Dutch gal here also, can confirm all that cheese is shite. I don't even get the appeal of cheddar.
Gouda and Emmer master cheese
True, there really are a lot of people making proper cheese in the US. Wisconsin has a large amount of Dutch-style cheese production (stemming from Dutch immigrants). There's plenty of French ("mold cheese" like camemberts) and Italian style fresh (ricotta, mozzarella) cheese producers. Probably proper British cheddar producers as well.
So yes. Tons of proper cheese being made in the US, all [insert country]-style cheeses though.

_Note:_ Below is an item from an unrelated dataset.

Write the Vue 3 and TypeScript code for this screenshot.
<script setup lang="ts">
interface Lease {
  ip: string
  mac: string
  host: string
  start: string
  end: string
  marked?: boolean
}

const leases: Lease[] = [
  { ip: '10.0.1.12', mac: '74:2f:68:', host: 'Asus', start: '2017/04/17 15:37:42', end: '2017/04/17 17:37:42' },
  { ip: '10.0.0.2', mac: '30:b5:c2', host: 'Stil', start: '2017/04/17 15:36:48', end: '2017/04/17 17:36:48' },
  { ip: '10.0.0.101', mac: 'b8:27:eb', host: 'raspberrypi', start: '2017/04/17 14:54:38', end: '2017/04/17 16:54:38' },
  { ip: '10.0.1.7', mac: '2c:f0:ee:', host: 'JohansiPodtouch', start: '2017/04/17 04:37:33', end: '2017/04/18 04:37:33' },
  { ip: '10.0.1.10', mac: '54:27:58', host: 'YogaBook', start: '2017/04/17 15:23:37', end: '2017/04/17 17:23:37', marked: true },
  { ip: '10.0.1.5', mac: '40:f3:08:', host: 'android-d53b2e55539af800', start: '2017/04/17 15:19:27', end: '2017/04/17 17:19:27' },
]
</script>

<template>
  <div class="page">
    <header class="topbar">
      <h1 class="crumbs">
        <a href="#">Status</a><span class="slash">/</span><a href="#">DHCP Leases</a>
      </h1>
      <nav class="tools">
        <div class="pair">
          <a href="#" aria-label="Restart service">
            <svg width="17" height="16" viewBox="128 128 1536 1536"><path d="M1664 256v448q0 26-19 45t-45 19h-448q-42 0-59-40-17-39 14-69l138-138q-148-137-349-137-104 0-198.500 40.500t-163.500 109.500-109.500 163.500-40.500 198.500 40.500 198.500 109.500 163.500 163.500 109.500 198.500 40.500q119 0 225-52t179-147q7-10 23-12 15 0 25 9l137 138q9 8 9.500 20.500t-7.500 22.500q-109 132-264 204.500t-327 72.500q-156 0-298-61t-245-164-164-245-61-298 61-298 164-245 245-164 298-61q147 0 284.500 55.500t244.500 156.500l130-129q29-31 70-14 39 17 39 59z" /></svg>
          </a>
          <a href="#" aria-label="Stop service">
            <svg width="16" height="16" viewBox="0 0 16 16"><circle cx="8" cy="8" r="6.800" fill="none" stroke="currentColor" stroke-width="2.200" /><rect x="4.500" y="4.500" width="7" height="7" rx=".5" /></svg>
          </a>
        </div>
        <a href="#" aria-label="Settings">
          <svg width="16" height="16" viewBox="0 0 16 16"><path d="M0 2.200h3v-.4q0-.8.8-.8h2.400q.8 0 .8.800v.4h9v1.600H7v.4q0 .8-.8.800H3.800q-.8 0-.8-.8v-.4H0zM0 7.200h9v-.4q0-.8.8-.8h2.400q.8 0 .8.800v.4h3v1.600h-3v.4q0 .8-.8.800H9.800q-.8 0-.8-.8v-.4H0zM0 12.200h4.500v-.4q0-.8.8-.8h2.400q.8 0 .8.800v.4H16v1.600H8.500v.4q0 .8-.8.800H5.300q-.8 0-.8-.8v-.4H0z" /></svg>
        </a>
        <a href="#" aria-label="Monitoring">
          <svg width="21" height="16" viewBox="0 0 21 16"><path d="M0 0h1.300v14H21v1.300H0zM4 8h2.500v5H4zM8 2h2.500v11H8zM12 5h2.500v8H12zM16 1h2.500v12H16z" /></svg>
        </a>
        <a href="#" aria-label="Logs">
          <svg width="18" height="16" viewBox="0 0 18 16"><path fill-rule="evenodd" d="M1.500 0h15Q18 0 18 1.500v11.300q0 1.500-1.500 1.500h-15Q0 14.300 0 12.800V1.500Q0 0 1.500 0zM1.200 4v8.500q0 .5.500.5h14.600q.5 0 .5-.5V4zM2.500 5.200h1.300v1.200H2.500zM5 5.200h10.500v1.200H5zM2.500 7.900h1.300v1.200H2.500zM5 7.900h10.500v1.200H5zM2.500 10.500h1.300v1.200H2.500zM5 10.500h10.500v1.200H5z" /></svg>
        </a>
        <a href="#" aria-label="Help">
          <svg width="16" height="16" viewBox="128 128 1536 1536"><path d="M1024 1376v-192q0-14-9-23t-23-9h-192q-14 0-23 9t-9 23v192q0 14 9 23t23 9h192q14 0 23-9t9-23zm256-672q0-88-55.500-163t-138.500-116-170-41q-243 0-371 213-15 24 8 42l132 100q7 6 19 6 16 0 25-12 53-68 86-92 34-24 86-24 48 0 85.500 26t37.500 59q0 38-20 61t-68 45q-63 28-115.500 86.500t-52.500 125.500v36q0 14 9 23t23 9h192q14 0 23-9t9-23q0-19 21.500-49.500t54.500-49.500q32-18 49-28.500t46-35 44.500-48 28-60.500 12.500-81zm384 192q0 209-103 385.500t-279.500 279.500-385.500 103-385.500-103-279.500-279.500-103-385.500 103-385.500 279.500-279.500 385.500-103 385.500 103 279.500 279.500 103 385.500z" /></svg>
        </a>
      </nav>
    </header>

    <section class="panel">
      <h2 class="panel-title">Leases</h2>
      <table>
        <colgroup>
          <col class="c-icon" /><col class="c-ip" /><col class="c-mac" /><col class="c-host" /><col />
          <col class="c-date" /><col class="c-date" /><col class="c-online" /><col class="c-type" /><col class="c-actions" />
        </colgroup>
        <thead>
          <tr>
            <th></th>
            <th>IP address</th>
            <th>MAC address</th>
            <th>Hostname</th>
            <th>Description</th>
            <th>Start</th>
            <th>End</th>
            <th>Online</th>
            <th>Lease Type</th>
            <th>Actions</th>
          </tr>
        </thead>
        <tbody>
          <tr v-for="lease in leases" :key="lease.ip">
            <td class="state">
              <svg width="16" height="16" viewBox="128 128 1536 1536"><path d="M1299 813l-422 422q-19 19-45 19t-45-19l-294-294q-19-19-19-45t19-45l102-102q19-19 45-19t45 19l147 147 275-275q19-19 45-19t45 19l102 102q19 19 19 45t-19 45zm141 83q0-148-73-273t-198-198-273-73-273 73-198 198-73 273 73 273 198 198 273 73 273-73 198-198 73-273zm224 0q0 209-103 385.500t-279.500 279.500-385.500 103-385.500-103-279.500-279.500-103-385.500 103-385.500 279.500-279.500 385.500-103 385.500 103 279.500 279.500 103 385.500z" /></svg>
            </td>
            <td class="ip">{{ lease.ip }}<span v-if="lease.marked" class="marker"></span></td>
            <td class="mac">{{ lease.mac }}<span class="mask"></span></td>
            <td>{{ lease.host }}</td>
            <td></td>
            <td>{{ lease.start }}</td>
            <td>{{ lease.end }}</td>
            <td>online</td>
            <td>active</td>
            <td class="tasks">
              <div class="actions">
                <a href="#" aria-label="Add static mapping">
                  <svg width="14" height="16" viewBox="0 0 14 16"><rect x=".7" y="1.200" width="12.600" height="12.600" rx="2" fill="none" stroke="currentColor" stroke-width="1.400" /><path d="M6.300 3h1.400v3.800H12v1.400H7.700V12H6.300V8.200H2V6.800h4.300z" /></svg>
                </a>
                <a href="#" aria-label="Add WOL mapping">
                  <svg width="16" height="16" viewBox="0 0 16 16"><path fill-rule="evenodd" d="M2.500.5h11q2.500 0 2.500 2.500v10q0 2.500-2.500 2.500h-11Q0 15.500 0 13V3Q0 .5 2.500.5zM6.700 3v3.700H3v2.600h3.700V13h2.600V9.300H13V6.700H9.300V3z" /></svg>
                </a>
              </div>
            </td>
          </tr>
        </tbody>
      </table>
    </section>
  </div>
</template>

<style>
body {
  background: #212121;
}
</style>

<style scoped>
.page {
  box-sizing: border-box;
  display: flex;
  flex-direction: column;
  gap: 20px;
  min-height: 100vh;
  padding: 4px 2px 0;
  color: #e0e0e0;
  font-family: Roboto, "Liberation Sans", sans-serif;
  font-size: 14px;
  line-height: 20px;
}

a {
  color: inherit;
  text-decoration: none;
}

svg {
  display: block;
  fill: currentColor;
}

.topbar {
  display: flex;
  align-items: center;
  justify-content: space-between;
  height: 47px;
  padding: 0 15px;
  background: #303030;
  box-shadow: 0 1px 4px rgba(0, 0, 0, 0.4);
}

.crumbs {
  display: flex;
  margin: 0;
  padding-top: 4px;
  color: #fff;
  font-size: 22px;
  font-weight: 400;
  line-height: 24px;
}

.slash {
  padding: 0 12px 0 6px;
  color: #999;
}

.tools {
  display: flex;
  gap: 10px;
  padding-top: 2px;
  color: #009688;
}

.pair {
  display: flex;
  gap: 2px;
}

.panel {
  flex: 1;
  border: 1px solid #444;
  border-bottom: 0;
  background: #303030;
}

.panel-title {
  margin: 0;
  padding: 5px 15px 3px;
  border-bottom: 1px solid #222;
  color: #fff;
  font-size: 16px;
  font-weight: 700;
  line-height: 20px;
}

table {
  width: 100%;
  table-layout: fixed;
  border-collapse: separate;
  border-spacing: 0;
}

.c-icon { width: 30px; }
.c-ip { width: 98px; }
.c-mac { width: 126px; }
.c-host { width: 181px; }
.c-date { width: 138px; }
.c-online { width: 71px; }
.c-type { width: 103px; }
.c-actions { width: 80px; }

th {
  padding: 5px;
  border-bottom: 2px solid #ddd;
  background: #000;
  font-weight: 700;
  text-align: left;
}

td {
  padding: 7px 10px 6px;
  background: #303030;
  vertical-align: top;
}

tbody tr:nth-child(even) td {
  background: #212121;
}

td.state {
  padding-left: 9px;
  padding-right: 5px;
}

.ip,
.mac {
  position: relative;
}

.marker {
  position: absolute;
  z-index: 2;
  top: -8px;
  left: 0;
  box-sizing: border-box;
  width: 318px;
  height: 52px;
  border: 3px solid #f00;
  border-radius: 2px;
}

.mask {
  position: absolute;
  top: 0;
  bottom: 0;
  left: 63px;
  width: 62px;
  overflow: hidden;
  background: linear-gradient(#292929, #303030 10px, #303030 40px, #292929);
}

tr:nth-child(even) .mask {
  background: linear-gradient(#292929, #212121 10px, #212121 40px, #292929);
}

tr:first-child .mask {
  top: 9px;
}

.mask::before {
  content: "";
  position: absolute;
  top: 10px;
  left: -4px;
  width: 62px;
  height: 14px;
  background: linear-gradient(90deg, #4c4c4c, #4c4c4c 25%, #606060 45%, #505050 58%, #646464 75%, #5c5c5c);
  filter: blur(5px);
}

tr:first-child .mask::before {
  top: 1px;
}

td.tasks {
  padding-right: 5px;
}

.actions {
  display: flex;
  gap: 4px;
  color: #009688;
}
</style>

But what exactly is "American cheese" then? I'd say this can only refer to this plastic crap. The US exported this yellow dyed cheap plastic curdled milk through McDonald's, then the rest of the world started making "American style cheese" because it is cheap to produce and has a long shelf life.
I would genuinely be interested to hear if there's any exceptions? Are there any actual cheese making processes that were invented in the US that are not a derivative of immigrant cheese-making?

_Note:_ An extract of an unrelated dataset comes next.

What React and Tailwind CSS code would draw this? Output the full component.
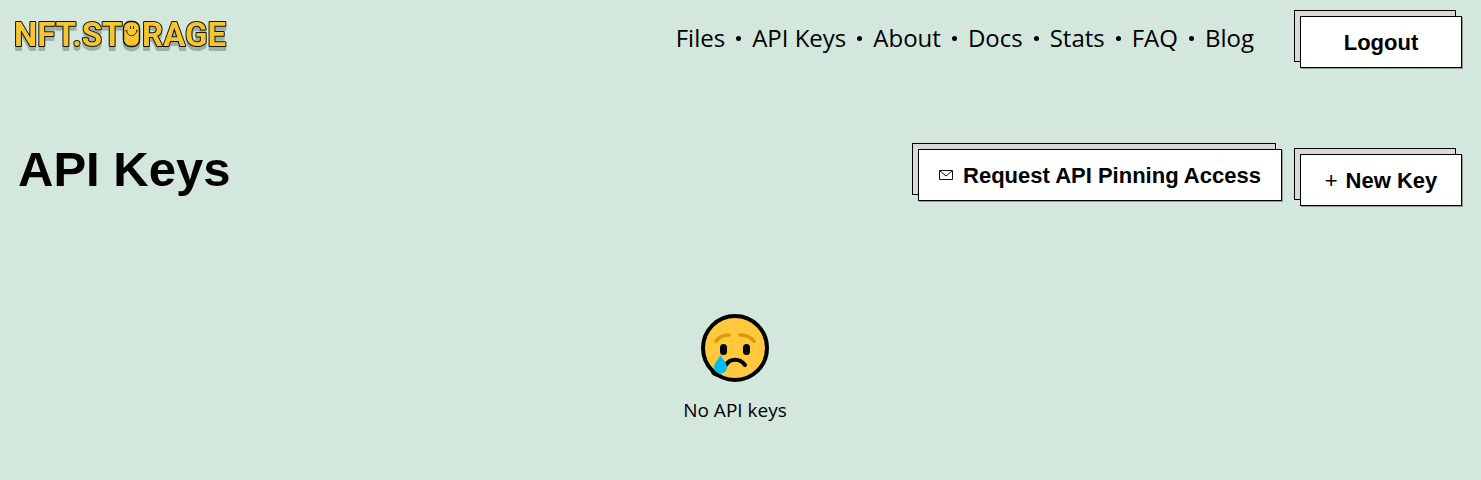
import React from "react";

const links = ["Files", "API Keys", "About", "Docs", "Stats", "FAQ", "Blog"];

function Logo() {
  return (
    <svg
      viewBox="-2 -6 220 48"
      className="h-12 w-[220px] font-['Roboto',sans-serif] text-[33px] font-bold drop-shadow-[0_4px_0_#9eafa6]"
      role="img"
      aria-label="NFT.STORAGE"
    >
      <g fill="#f7c52d" stroke="#111" strokeWidth="2" strokeLinejoin="round" paintOrder="stroke">
        <text x="0" y="30">NFT.ST</text>
        <text x="128" y="30">RAGE</text>
      </g>
      <rect x="109.500" y="5.500" width="16" height="25" rx="6.500" fill="#f7c52d" stroke="#111" strokeWidth="1.4" />
      <path d="M116.500 10v3M119.500 10v3M112.500 14.500c1 7 9 7 10.500 0M111.500 15l2-1M122 14l2 1" fill="none" stroke="#3a2d08" strokeWidth="1" />
    </svg>
  );
}

function Button({ children, className = "" }) {
  return (
    <button
      type="button"
      className={
        "relative isolate h-[52px] whitespace-nowrap font-['Liberation_Sans',sans-serif] text-[22px] font-bold text-black " +
        className
      }
    >
      <span className="absolute -top-1.5 right-1.5 bottom-1.5 -left-1.5 -z-20 border border-black bg-[#d9d9d9]" />
      <span className="absolute inset-0 -z-10 border border-black bg-white shadow-[1px_1px_0_#8f9b95]" />
      <span className="flex items-center justify-center">{children}</span>
    </button>
  );
}

function Envelope() {
  return (
    <svg viewBox="0 0 14 10" className="mr-2.5 h-2.5 w-3.5" fill="none" stroke="#111" aria-hidden="true">
      <path d="M.5.5h13v9H.5zM1 1l6 5 6-5" />
    </svg>
  );
}

function CryingFace() {
  return (
    <svg viewBox="0 0 68 68" className="size-[68px]" aria-hidden="true">
      <circle cx="34" cy="34" r="32" fill="#ffc83d" stroke="#000" strokeWidth="4" />
      <path d="M12 55c-4 5 4 8 9 7" fill="#000" stroke="#000" strokeWidth="2" />
      <path d="M15 27q5-6 13-6M39 21q9 0 14 6" fill="none" stroke="#d99a0b" strokeWidth="3.6" strokeLinecap="round" />
      <rect x="19" y="30" width="7" height="11" rx="3.5" />
      <rect x="42" y="30" width="7" height="11" rx="3.5" />
      <path d="M25 51c4-7 14-7 19 0" fill="none" stroke="#000" strokeWidth="4" strokeLinecap="round" />
      <path d="M19.500 41C17 46 13 49 13 53.500a6.500 6 0 0 0 13 0C26 49 22 46 19.500 41z" fill="#00bcf2" />
    </svg>
  );
}

export default function App() {
  return (
    <div className="min-h-screen bg-[#d3e7dc] pr-[19px] pl-2 font-['Open_Sans','Noto_Sans',sans-serif] text-black">
      <header className="flex items-start justify-between pt-2.5 pl-1">
        <a href="#home" aria-label="NFT.STORAGE">
          <Logo />
        </a>
        <div className="flex items-start pt-1.5">
          <nav className="mr-[46px] pt-1">
            <ul className="flex items-center text-[24px] leading-9">
              {links.map((label, i) => (
                <li key={label} className="flex items-center">
                  {i > 0 && <span className="mx-[11px] size-[5px] rounded-full bg-black" />}
                  <a href={"#" + label.toLowerCase().replace(" ", "-")}>{label}</a>
                </li>
              ))}
            </ul>
          </nav>
          <Button className="w-[162px]">Logout</Button>
        </div>
      </header>
      <main>
        <div className="flex items-start justify-between pt-[75px] pl-2.5">
          <h1 className="font-['Liberation_Sans',sans-serif] text-[49px] leading-[52px] font-bold">API Keys</h1>
          <div className="flex items-start gap-[18px] pt-1.5">
            <Button className="w-[364px]">
              <Envelope />
              Request API Pinning Access
            </Button>
            <Button className="mt-[5px] w-[162px]">
              <span className="mr-2 font-normal">+</span>
              New Key
            </Button>
          </div>
        </div>
        <div className="flex flex-col items-center pt-[108px]">
          <CryingFace />
          <p className="mt-4 text-[19px] leading-6">No API keys</p>
        </div>
      </main>
    </div>
  );
}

Any Native American (buffalo?) cheeses maybe?
American Cheese is made with Sodium Citrate which is totally fine to eat. It's an emulsifying salt commonly used in molecular gastronomy... It's not plastic. American cheese has its uses like someone else said. It's literally just other cheeses like cheddar or Colby, melted in milk and emulsified with the sodium citrate. What is so bad about cheap cheese that has a long shelf life? Not everyone can afford to eat the fancy mountain-cave aged Swiss alp cheese.

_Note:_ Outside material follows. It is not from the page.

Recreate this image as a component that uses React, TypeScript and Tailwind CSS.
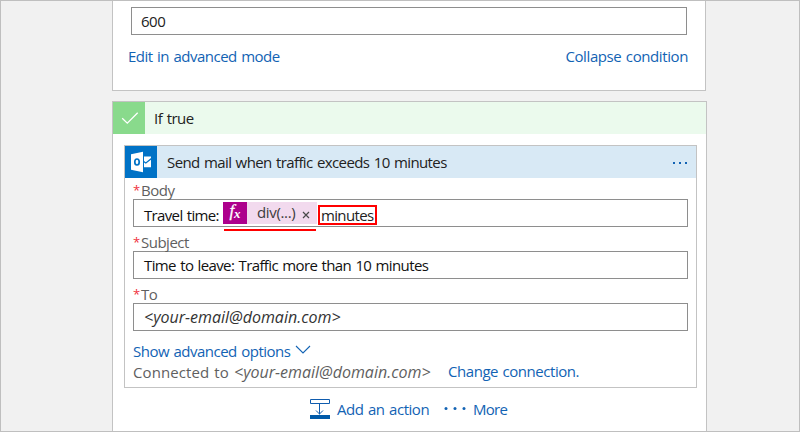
import React from "react";

const INPUT = "flex h-[28px] w-[555px] items-center border border-[#8e8e8e] bg-white pl-[10px] text-[#111]";

function Label({ text }: { text: string }) {
  return (
    <div className="flex h-[19px] whitespace-nowrap leading-[21px] text-[#5f5f5f]">
      <span className="w-[8px] text-[13px] text-[#f0303c]">*</span>
      <span className="tracking-[-0.5px]">{text}</span>
    </div>
  );
}

function Check() {
  return (
    <div className="flex size-8 items-center justify-center bg-[#89da8c]">
      <svg width="32" height="32" viewBox="0 0 32 32" fill="none" stroke="#fff" strokeWidth="1.3">
        <path d="M9.200 16.300 14.300 21.200 24.700 10.800" />
      </svg>
    </div>
  );
}

function Outlook() {
  return (
    <svg width="32" height="32" viewBox="0 0 32 32" className="bg-[#0072c6]">
      <path d="M6 8.200 18 5.800V26.200L6 23.800Z" fill="#fff" />
      <ellipse cx="12" cy="16" rx="2.200" ry="3" fill="none" stroke="#0072c6" strokeWidth="1.700" />
      <path d="M19 10.500H26V12L20.800 16.200 19 14.900ZM19 16.500 20.800 17.800 26 13.700V21.300H19Z" fill="#fff" />
    </svg>
  );
}

export default function App() {
  return (
    <div className="h-[432px] w-[800px] overflow-hidden border border-[#bfbfbf] bg-[#f1f1f1] pl-[111px] font-['Open_Sans','Noto_Sans',sans-serif] text-[15px] leading-[20px] text-[#1263b4] [word-spacing:1px]">
      <section className="h-[90px] w-[594px] border border-t-0 border-[#c3c3c3] bg-white pl-[18px] pt-[6px]">
        <div className="flex h-[28px] w-[556px] items-center border border-[#8e8e8e] pl-[9px] text-[#222]">
          <span className="tracking-[-0.5px]">600</span>
        </div>
        <div className="-ml-[3px] mt-[11px] flex w-[560px] justify-between whitespace-nowrap">
          <span className="tracking-[-0.5px]">Edit in advanced mode</span>
          <span className="tracking-[-0.4px]">Collapse condition</span>
        </div>
      </section>

      <section className="mt-[10px] h-[340px] w-[595px] border border-[#c3c3c3] bg-white">
        <header className="flex h-8 items-center bg-[#ebfaed] text-[#222]">
          <Check />
          <span className="ml-[9px] tracking-[-0.5px]">If true</span>
        </header>

        <div className="ml-[11px] mt-[11px] h-[243px] w-[573px] border border-[#c3c3c3]">
          <header className="flex h-8 items-center bg-[#d8e9f5] text-[#222]">
            <Outlook />
            <span className="ml-[10px] whitespace-nowrap tracking-[-0.6px]">Send mail when traffic exceeds 10 minutes</span>
            <svg width="16" height="4" viewBox="0 0 16 4" className="ml-auto mr-[8px] mt-[2px]" fill="#1263b4">
              <path d="M1 1h2v2H1zM7 1h2v2H7zM13 1h2v2h-2z" />
            </svg>
          </header>

          <div className="pl-[8px] pt-[2px]">
            <Label text="Body" />
            <div className={INPUT}>
              <span className="mt-[3px] w-[79px] whitespace-nowrap tracking-[-0.65px]">Travel time:</span>
              <span className="relative flex h-[22px] w-[94px] items-center bg-[#f2daee] text-[#3c3c3c]">
                <span className="flex h-[22px] w-[24px] items-center justify-center bg-[#ad008c] font-['Liberation_Serif',serif] text-[17px] italic leading-[20px] text-white">
                  <span className="-mt-[4px] [-webkit-text-stroke:0.3px_white]">f</span>
                  <span className="mt-[2px] text-[13px] font-bold">x</span>
                </span>
                <span className="-mt-[2px] ml-[10px] w-[40px] whitespace-nowrap tracking-[-0.35px]">div(...)</span>
                <svg width="8" height="8" viewBox="0 0 8 8" className="ml-[5px] mt-[3px]" stroke="#4a4a4a" strokeWidth="1.200">
                  <path d="M1 1 7 7M7 1 1 7" />
                </svg>
                <span className="absolute left-[1px] top-[27px] h-[2px] w-[92px] bg-[#f00]" />
              </span>
              <span className="ml-[1px] mt-[3px] flex h-[20px] w-[59px] items-center whitespace-nowrap border-2 border-[#f00] pl-[1px] tracking-[-0.65px] text-[#222]">
                minutes
              </span>
            </div>
            <div className="mt-[5px]">
              <Label text="Subject" />
            </div>
            <div className={INPUT}>
              <span className="whitespace-nowrap tracking-[-0.62px]">Time to leave: Traffic more than 10 minutes</span>
            </div>
            <div className="mt-[5px]">
              <Label text="To" />
            </div>
            <div className={INPUT}>
              <span className="whitespace-nowrap text-[16px] italic text-[#333]">&lt;your-email@domain.com&gt;</span>
            </div>
            <div className="mt-[10px] flex items-center whitespace-nowrap">
              <span className="w-[162px] tracking-[-0.5px]">Show advanced options</span>
              <svg width="16" height="10" viewBox="0 0 16 10" className="-mt-[2px]" fill="none" stroke="#1263b4" strokeWidth="1.100">
                <path d="M1 1 8 8 15 1" />
              </svg>
            </div>
            <div className="mt-[1px] flex whitespace-nowrap text-[#5f5f5f]">
              <span className="w-[101px] tracking-[0.1px]">Connected to</span>
              <span className="w-[214px] text-[16px] italic">&lt;your-email@domain.com&gt;</span>
              <span className="-mt-[1px] tracking-[-0.45px] text-[#1263b4]">Change connection.</span>
            </div>
          </div>
        </div>

        <div className="mt-[11px] flex whitespace-nowrap pl-[197px]">
          <svg width="20" height="20" viewBox="0 0 20 20" fill="none" stroke="#0f5cae">
            <path d="M.5 .5h19v4H.5zM9.500 5v10.500M6 11.500 9.500 15l3.500-3.500" />
            <path d="M0 16h20v4H0z" fill="#005aa9" stroke="none" />
          </svg>
          <span className="ml-[7px] w-[107px] tracking-[-0.45px]">Add an action</span>
          <svg width="22" height="20" viewBox="0 0 22 20" fill="#1263b4">
            <circle cx="2" cy="9.500" r="1.500" />
            <circle cx="11" cy="9.500" r="1.500" />
            <circle cx="20" cy="9.500" r="1.500" />
          </svg>
          <span className="ml-[7px] tracking-[-0.7px]">More</span>
        </div>
      </section>
      <div className="-ml-[111px] h-px bg-[#bfbfbf]" />
    </div>
  );
}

Besides... People have been making cheeses for thousands of years, like how many more different ways to make it can we come up with? It's all the same basic ingredients at the end of the day. There are only so many permutations someone can come up with. The rest of the world kinda had a head start.
Also I just thought of another American cheese invention. How about cream cheese? Do you hate that too?
I used to for sure. I was raised in the midwest in the 80s and taught to drink milk by the gallon. Once I became an adult I stopped eating so much dairy and felt way better. The USA in the 80s-90s when I grew up was rife with health disinformation and straight up lies to the consumer.
On the other hand, I never saw so much cheese as when I went to Europe and saw the cheese aisles in France and Netherlands. And you can buy entire wheels at Euro farmer markets. Most traditional Dutch food is ham and cheese type dishes. I asked my Dutch friend his favorite food and he said he likes Thai food lmao.
OK, I no longer hate France.
Also, why wouldn't you drink milk by the gallon? You need to to have strong bones, that's why the viagra companies hate cows
America has more varieties of cheese than any other country in the world.
While they can be roughly grouped into 3 categories (White, Orange and Mixed), America isn't limited like other countries to using different milk, surface treatment and aging. Instead they can produce unlimited variety by adding specific amounts of hydrogenated mineral oil, synthetic flavoring, modified starch extracts, industrial waste products and high fructose corn syrup.
There's no end to the ~~creativity~~ profitability!

The US would have to be made of milk. Idk what the conversion rate is, but we're talking a couple of feet of milk on the ground at all times.
I mean you'd have to make the cheese just for a spot of dry land.
Eventually, the milk would overcome the US and then the World.
It's the Milky Way.

CHEESE GROMIT
Please, Wallace has standards
True story, i just had some lovely cheese. Costco as they do had some random wedges amongst the Jarlsberg and whatever. This one was "Cloth Bound Cabot" cheddar and it was the best cheese I'd had in a while. Sadly they'll probably never have it again.
American here. Actually this is only about half of the cheese I eat in a day.
what? that seems impossible
Probably forgot to divide by days of the year.
Yeah, that's about right. I love cheese in or on just about everything.
If anyone ate that much in a day they would achieve levels of anal retention that would make most political pundits blush
Cheese binds you up because in the fermentation process it produces an opiate, just not one that crosses the blood brain barrier and or gets you "high," it doesn't effect your brain, but the opiate does work on your opiate receptors in your gut, just like loperamide, the anti diahrrea med is also an opiate that doesn't cross the blood brain barrier.
My source is a little paragraph in a national geographic, it didn't give me any more detail than that and that is as I recall.
Little more than I needed to know but thx anyway
The pound must have gone to shit after Brexit if this is all that 90 quid'll get you.
Thoughts and prayers for the starving Brits.
Not that particular cheese, but yes I panic when the cheese box is empty. Please, I need my stockpile of cheese. I think there is a national warehouse full of cheese too somewhere. Probably Wisconsin.